**WHAT TO DO:** Transcribe the records below in full; pictures stay out of the copy.
----------------
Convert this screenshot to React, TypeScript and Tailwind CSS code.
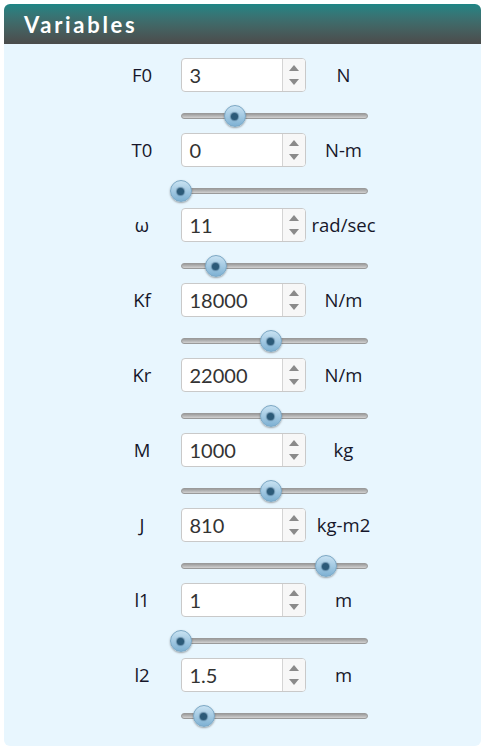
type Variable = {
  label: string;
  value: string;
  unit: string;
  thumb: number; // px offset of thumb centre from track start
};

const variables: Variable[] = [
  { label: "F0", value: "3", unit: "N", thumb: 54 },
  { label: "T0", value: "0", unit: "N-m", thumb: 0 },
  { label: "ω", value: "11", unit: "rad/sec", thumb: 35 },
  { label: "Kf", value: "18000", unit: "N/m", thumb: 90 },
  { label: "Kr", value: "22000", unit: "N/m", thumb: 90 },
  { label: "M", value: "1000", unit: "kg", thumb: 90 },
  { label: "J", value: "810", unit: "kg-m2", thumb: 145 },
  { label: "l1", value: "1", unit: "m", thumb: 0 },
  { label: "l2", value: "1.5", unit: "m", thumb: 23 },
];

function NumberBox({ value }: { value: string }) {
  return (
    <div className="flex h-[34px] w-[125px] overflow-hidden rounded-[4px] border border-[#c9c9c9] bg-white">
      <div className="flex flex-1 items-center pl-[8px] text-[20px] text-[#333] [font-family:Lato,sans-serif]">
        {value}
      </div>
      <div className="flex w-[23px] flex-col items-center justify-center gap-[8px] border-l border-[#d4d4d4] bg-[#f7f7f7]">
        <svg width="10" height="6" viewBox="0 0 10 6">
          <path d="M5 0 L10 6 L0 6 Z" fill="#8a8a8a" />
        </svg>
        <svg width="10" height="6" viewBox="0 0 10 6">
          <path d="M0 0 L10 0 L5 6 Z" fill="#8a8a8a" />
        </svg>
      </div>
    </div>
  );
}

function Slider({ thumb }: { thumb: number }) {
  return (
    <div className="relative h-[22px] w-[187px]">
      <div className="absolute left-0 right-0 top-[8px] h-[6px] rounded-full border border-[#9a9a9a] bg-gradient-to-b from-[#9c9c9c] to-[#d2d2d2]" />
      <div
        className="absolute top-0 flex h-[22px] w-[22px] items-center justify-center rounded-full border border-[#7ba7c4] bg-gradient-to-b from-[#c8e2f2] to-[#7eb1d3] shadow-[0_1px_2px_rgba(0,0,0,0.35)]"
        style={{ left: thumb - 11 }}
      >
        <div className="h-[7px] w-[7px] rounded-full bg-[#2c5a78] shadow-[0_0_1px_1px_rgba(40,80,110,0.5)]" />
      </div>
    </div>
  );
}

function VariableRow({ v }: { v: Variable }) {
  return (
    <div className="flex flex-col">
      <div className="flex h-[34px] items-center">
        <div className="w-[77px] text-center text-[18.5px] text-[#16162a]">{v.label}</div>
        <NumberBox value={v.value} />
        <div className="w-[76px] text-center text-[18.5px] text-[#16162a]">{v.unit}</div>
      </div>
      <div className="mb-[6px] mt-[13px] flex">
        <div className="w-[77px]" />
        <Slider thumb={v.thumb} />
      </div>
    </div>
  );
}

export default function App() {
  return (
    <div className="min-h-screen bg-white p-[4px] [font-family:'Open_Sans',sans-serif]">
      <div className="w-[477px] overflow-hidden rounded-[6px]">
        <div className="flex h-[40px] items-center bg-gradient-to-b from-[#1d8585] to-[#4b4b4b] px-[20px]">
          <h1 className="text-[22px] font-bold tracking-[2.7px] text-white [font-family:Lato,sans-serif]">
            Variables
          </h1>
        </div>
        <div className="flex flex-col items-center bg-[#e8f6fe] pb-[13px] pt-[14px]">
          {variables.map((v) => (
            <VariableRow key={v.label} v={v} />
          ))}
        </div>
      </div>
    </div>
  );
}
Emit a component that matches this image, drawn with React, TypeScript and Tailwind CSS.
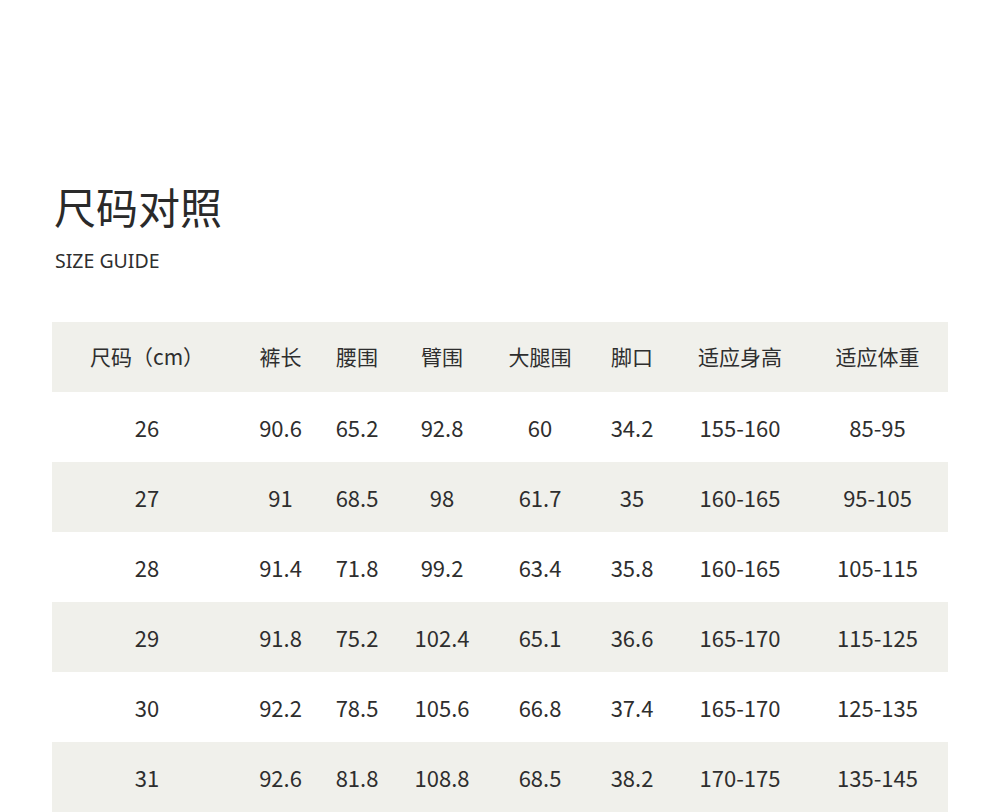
----------------
**THE COMPLETED TASK:**
Convert this screenshot to React, TypeScript and Tailwind CSS code.
type Variable = {
  label: string;
  value: string;
  unit: string;
  thumb: number; // px offset of thumb centre from track start
};

const variables: Variable[] = [
  { label: "F0", value: "3", unit: "N", thumb: 54 },
  { label: "T0", value: "0", unit: "N-m", thumb: 0 },
  { label: "ω", value: "11", unit: "rad/sec", thumb: 35 },
  { label: "Kf", value: "18000", unit: "N/m", thumb: 90 },
  { label: "Kr", value: "22000", unit: "N/m", thumb: 90 },
  { label: "M", value: "1000", unit: "kg", thumb: 90 },
  { label: "J", value: "810", unit: "kg-m2", thumb: 145 },
  { label: "l1", value: "1", unit: "m", thumb: 0 },
  { label: "l2", value: "1.5", unit: "m", thumb: 23 },
];

function NumberBox({ value }: { value: string }) {
  return (
    <div className="flex h-[34px] w-[125px] overflow-hidden rounded-[4px] border border-[#c9c9c9] bg-white">
      <div className="flex flex-1 items-center pl-[8px] text-[20px] text-[#333] [font-family:Lato,sans-serif]">
        {value}
      </div>
      <div className="flex w-[23px] flex-col items-center justify-center gap-[8px] border-l border-[#d4d4d4] bg-[#f7f7f7]">
        <svg width="10" height="6" viewBox="0 0 10 6">
          <path d="M5 0 L10 6 L0 6 Z" fill="#8a8a8a" />
        </svg>
        <svg width="10" height="6" viewBox="0 0 10 6">
          <path d="M0 0 L10 0 L5 6 Z" fill="#8a8a8a" />
        </svg>
      </div>
    </div>
  );
}

function Slider({ thumb }: { thumb: number }) {
  return (
    <div className="relative h-[22px] w-[187px]">
      <div className="absolute left-0 right-0 top-[8px] h-[6px] rounded-full border border-[#9a9a9a] bg-gradient-to-b from-[#9c9c9c] to-[#d2d2d2]" />
      <div
        className="absolute top-0 flex h-[22px] w-[22px] items-center justify-center rounded-full border border-[#7ba7c4] bg-gradient-to-b from-[#c8e2f2] to-[#7eb1d3] shadow-[0_1px_2px_rgba(0,0,0,0.35)]"
        style={{ left: thumb - 11 }}
      >
        <div className="h-[7px] w-[7px] rounded-full bg-[#2c5a78] shadow-[0_0_1px_1px_rgba(40,80,110,0.5)]" />
      </div>
    </div>
  );
}

function VariableRow({ v }: { v: Variable }) {
  return (
    <div className="flex flex-col">
      <div className="flex h-[34px] items-center">
        <div className="w-[77px] text-center text-[18.5px] text-[#16162a]">{v.label}</div>
        <NumberBox value={v.value} />
        <div className="w-[76px] text-center text-[18.5px] text-[#16162a]">{v.unit}</div>
      </div>
      <div className="mb-[6px] mt-[13px] flex">
        <div className="w-[77px]" />
        <Slider thumb={v.thumb} />
      </div>
    </div>
  );
}

export default function App() {
  return (
    <div className="min-h-screen bg-white p-[4px] [font-family:'Open_Sans',sans-serif]">
      <div className="w-[477px] overflow-hidden rounded-[6px]">
        <div className="flex h-[40px] items-center bg-gradient-to-b from-[#1d8585] to-[#4b4b4b] px-[20px]">
          <h1 className="text-[22px] font-bold tracking-[2.7px] text-white [font-family:Lato,sans-serif]">
            Variables
          </h1>
        </div>
        <div className="flex flex-col items-center bg-[#e8f6fe] pb-[13px] pt-[14px]">
          {variables.map((v) => (
            <VariableRow key={v.label} v={v} />
          ))}
        </div>
      </div>
    </div>
  );
}
Emit a component that matches this image, drawn with React, TypeScript and Tailwind CSS.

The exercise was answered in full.